_Task prompt_
Leave out all pictures and return, exactly as written, the lines from the line containing "Convert this screenshot" to the line containing "import React from", both ends kept.

_Material for this exercise_
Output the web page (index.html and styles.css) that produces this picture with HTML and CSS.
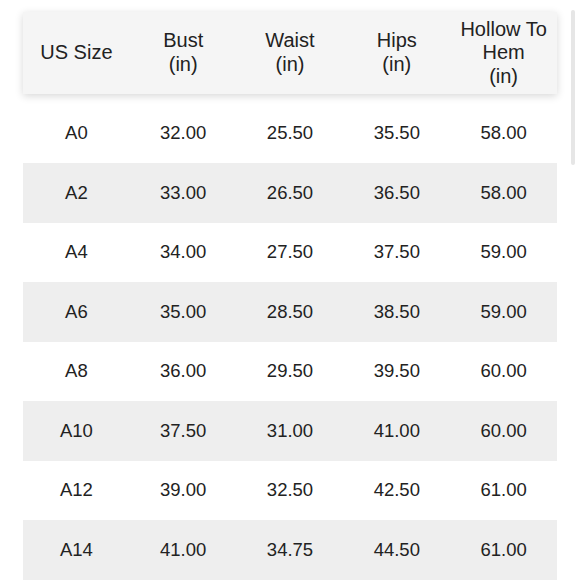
...
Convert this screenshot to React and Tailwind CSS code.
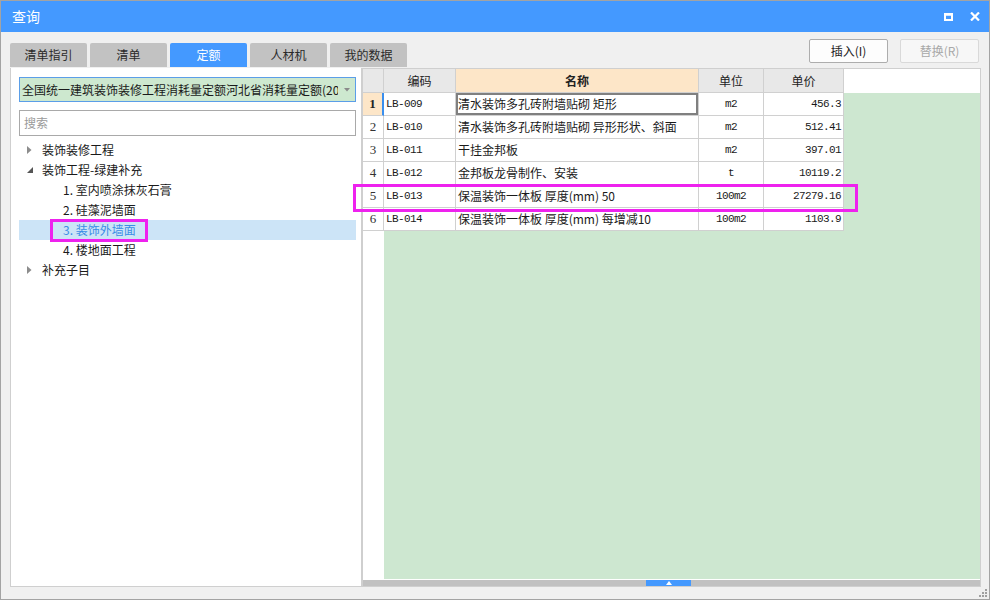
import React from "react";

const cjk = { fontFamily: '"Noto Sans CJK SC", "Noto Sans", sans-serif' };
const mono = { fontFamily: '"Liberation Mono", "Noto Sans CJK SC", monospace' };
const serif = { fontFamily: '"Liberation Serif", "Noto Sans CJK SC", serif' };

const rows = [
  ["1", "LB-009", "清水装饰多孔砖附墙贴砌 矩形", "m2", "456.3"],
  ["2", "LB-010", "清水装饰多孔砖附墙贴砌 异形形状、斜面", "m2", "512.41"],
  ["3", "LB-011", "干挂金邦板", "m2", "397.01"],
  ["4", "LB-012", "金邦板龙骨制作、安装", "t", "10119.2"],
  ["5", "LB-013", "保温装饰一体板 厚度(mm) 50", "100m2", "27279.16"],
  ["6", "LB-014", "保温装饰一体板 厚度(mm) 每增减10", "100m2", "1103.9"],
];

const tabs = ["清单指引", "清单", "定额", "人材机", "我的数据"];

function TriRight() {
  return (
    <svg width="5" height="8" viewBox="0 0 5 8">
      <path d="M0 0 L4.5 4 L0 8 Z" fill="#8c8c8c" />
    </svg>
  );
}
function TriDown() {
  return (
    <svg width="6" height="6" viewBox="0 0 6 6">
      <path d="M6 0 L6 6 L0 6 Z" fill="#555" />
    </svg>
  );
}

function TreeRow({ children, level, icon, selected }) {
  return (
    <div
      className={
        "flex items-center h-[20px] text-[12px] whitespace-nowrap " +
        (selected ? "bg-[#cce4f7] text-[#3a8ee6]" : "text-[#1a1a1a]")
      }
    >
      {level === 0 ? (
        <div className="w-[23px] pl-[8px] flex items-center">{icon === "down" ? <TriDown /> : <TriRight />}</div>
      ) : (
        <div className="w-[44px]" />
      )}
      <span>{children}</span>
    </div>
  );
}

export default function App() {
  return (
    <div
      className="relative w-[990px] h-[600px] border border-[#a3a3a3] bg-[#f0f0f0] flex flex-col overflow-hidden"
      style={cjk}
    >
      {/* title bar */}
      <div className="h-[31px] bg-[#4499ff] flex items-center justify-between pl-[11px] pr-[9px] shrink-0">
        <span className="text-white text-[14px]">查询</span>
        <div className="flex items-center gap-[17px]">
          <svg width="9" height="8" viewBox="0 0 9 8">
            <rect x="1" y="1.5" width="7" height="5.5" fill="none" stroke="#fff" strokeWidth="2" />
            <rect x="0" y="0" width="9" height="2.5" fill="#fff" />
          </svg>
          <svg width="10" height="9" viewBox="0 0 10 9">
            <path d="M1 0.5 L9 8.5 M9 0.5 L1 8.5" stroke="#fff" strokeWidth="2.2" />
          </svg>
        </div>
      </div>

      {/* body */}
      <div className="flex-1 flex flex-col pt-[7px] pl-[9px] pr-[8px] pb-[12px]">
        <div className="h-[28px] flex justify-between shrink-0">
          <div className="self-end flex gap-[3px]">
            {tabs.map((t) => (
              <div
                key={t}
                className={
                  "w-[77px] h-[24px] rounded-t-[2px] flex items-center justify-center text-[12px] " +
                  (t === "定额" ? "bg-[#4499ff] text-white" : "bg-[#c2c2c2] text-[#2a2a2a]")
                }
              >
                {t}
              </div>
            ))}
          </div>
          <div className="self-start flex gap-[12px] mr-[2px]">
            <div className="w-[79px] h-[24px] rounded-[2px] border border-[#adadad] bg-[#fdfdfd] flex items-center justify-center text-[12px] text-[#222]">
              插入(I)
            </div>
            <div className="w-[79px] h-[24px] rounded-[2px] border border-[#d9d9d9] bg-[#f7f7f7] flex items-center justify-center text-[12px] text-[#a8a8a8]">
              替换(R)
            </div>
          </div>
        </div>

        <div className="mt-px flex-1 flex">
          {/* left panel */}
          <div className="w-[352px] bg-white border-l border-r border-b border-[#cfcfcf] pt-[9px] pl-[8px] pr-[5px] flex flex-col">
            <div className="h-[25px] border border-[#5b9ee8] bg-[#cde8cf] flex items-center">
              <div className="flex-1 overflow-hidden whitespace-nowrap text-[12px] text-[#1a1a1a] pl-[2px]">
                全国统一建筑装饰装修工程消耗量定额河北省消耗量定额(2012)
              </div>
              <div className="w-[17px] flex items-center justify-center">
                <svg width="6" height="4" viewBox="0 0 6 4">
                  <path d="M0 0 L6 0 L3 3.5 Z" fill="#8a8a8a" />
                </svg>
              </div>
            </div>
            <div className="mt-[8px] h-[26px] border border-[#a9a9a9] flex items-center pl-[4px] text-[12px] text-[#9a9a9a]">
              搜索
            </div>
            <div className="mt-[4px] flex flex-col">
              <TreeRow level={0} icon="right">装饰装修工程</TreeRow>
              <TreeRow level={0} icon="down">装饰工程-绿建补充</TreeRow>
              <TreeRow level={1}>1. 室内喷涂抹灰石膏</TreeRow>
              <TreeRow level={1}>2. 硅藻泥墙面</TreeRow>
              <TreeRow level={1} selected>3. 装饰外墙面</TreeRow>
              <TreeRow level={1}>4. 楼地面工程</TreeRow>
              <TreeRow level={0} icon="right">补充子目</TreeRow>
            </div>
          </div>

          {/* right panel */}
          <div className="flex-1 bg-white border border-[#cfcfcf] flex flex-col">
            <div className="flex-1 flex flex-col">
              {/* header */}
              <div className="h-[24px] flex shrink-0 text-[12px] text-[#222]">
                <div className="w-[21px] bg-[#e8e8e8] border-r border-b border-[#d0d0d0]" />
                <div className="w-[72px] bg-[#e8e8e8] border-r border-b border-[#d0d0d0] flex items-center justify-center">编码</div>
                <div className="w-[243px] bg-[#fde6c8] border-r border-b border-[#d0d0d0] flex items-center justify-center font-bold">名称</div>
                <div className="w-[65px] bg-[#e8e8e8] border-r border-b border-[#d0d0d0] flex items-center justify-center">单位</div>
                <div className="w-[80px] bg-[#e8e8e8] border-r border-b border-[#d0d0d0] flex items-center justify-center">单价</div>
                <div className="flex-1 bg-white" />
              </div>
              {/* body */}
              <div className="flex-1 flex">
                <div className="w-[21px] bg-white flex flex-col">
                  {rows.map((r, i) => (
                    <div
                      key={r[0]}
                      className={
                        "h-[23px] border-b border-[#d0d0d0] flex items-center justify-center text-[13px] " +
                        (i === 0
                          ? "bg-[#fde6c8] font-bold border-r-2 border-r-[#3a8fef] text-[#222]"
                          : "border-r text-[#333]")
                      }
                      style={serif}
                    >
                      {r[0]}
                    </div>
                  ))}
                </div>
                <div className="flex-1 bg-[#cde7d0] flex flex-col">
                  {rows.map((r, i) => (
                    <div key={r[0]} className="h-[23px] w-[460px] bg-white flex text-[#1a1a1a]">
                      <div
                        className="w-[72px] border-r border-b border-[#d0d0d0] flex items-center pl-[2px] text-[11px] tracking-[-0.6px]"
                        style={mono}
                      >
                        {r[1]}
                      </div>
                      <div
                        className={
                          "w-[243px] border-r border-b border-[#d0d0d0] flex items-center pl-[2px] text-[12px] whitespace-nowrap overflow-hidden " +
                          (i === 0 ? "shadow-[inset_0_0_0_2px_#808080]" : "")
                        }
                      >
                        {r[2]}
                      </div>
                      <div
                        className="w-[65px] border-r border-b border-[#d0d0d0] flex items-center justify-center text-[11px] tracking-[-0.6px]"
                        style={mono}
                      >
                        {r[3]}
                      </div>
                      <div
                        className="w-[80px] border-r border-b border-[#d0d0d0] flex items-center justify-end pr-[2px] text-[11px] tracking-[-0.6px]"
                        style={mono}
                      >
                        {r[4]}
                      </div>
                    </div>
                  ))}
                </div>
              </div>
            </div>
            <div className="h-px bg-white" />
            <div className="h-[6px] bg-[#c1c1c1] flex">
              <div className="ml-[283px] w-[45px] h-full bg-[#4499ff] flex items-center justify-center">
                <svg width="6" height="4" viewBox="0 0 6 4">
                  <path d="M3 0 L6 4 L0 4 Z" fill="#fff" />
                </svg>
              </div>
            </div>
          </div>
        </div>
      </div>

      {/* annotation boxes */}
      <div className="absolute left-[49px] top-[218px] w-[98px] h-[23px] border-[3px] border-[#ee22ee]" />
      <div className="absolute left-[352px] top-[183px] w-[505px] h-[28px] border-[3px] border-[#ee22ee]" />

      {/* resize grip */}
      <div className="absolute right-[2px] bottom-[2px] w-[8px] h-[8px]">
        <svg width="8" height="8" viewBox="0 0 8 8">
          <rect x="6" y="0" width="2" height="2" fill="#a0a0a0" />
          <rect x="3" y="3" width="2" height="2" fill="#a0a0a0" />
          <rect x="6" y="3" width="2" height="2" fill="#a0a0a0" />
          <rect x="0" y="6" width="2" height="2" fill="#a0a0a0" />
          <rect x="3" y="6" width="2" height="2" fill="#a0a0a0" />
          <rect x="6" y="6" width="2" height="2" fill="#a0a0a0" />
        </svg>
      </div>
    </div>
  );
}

_Result for this task_
Convert this screenshot to React and Tailwind CSS code.
import React from "react";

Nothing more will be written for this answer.